I have only the vaguest idea what the difference would be between these two answers and nobody has bothered to explain. What does "namespace restrictive" mean? If I use local-name(), does that mean it would match tags with any namespace? If I use self::, what namespace would it have to match? How would I match only OhMy:c?
P
Pavel Repin

Why not a/b/(c|d|e)? I just tried with Saxon XML library (wrapped up nicely with some Clojure goodness), and it seems to work. abc.xml is the doc described by OP.
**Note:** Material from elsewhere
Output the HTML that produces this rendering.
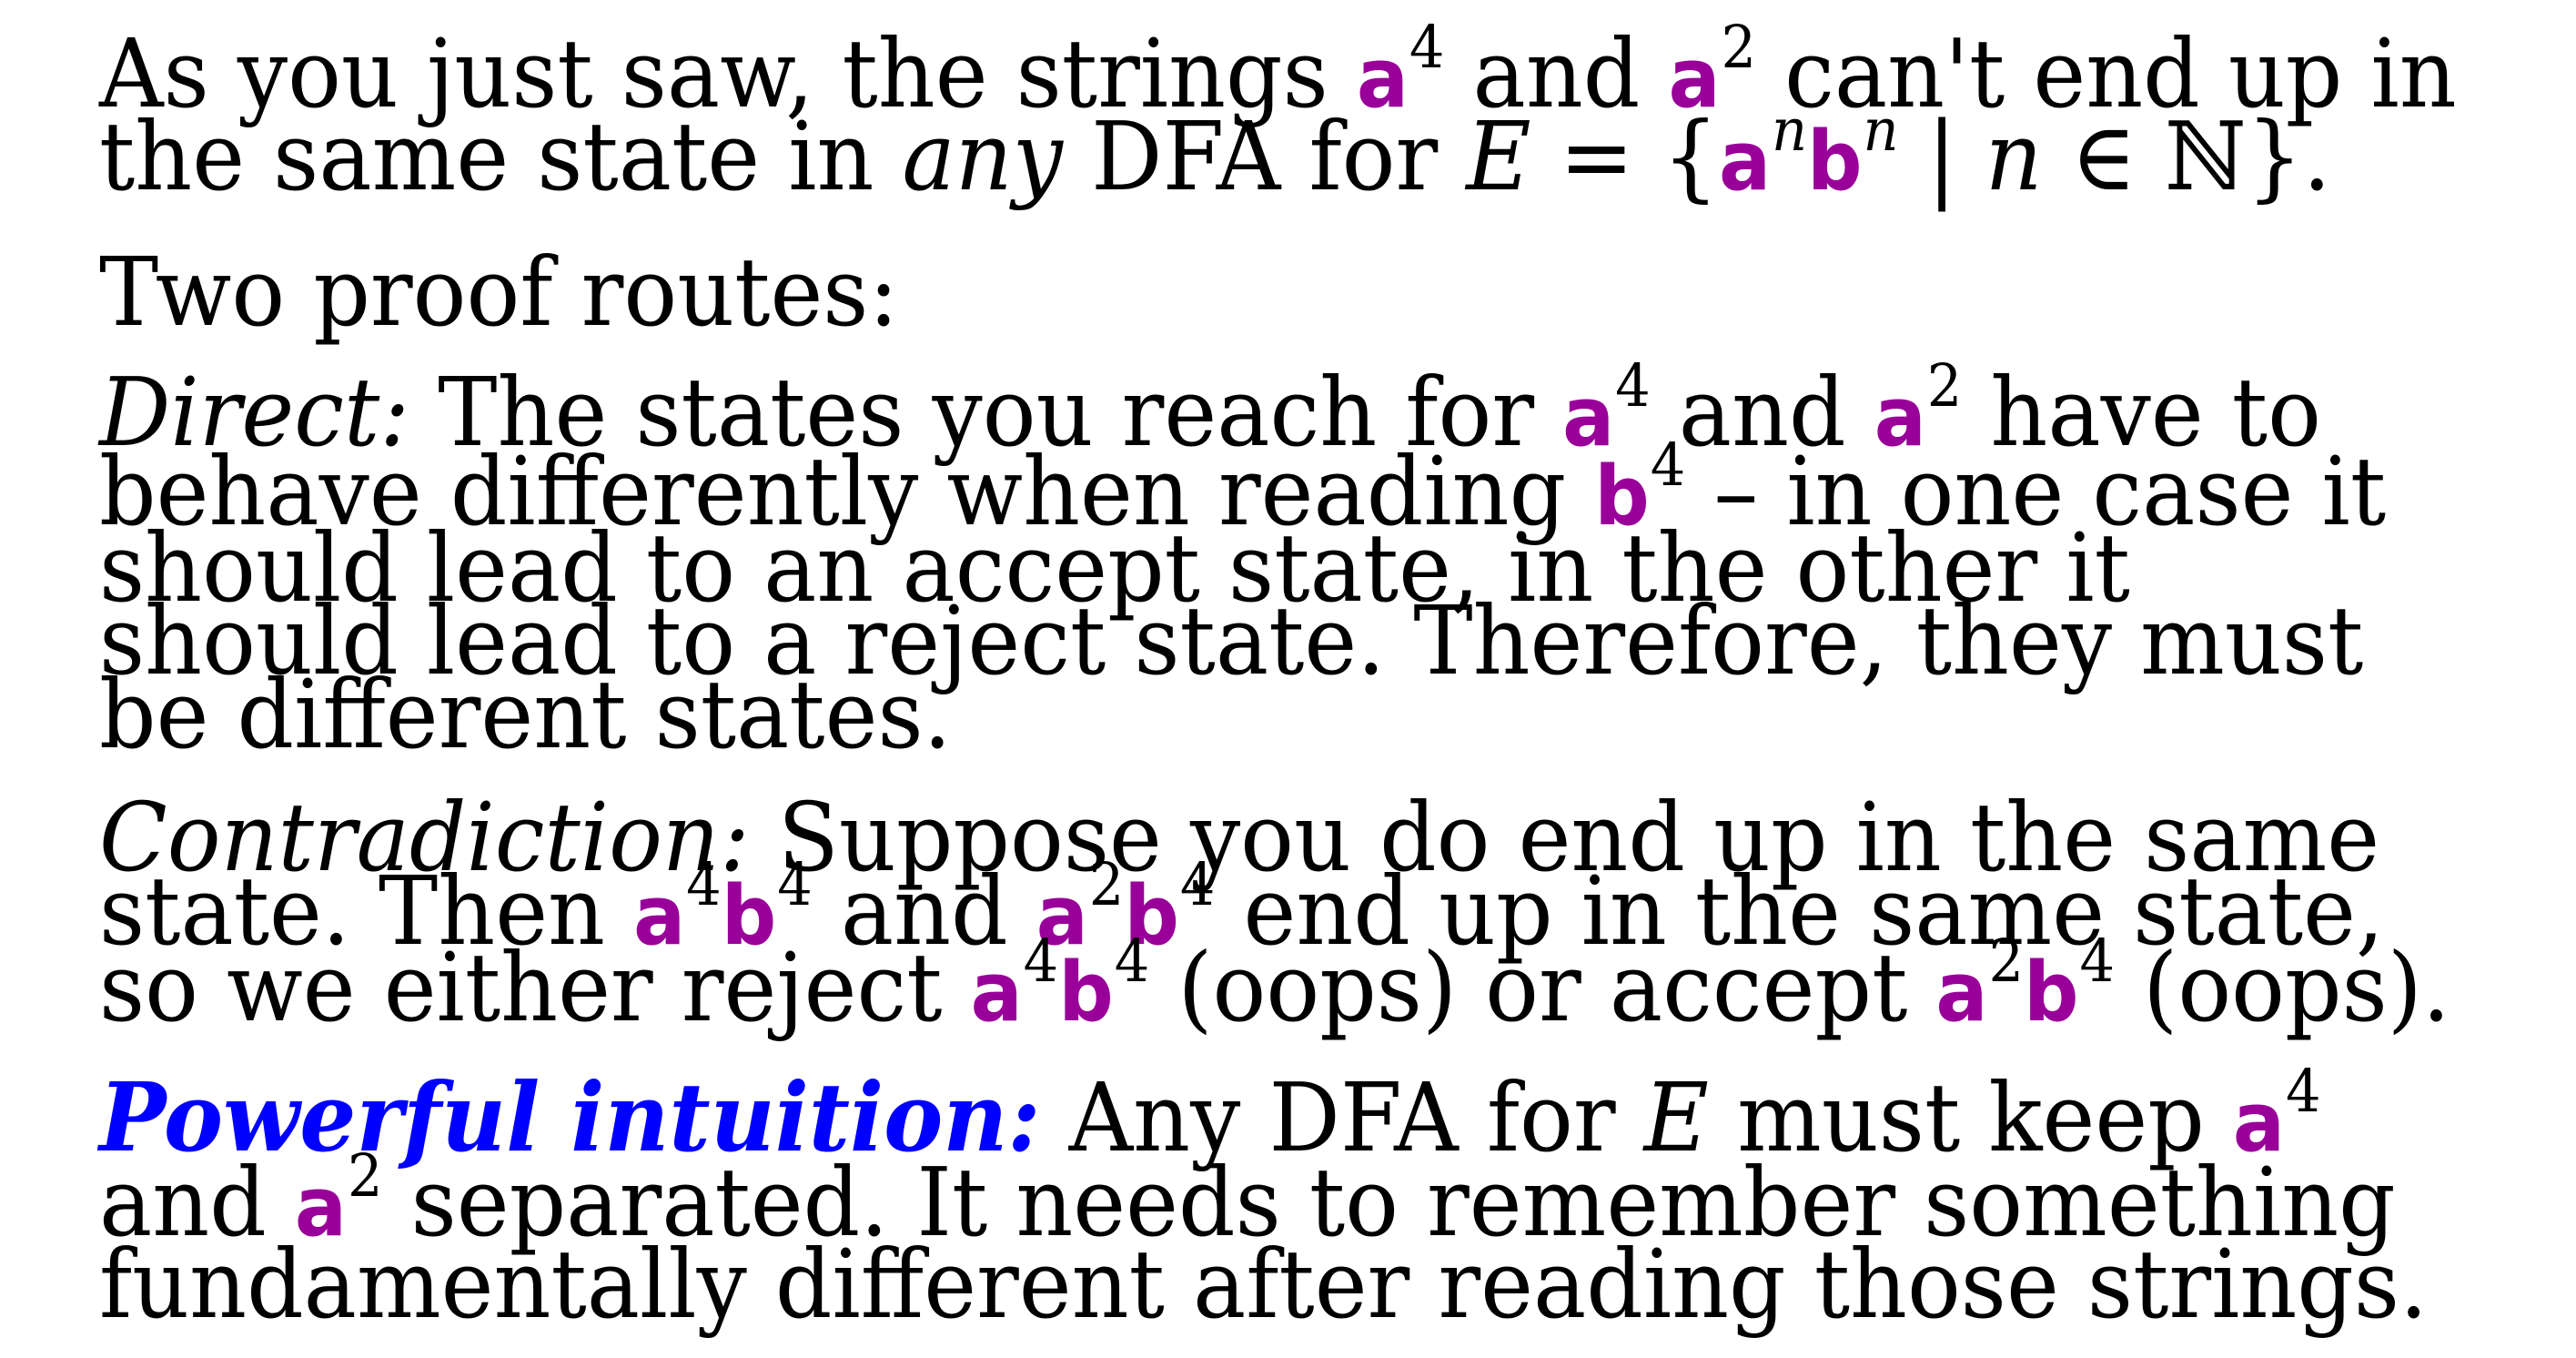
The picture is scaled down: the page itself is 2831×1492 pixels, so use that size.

(require '[saxon :as xml])
(def abc-doc (xml/compile-xml (slurp "abc.xml")))
(xml/query "a/b/(c|d|e)" abc-doc)
=> (#<XdmNode <c>C1</c>>
    #<XdmNode <d>D1</d>>
    #<XdmNode <e>E1</e>>
    #<XdmNode <c>C2</c>>
    #<XdmNode <d>D2</d>>
    #<XdmNode <e>E1</e>>)

This worked well for me. It seems XPath 2.0 is the default for HTML parsing in lxml on Python 2.
C
Calvin

Not sure if this helps, but with XSL, I'd do something like:

<xsl:for-each select="a/b">
    <xsl:value-of select="c"/>
    <xsl:value-of select="d"/>
    <xsl:value-of select="e"/>
</xsl:for-each>

and won't this XPath select all children of B nodes:

a/b/*

Thanks Calvin, but I'm not using XSL, and there are actually more elements underneath B which I don't want to select. I'll update my example to be clearer.
Oh, well in that case annakata seems to have the solution.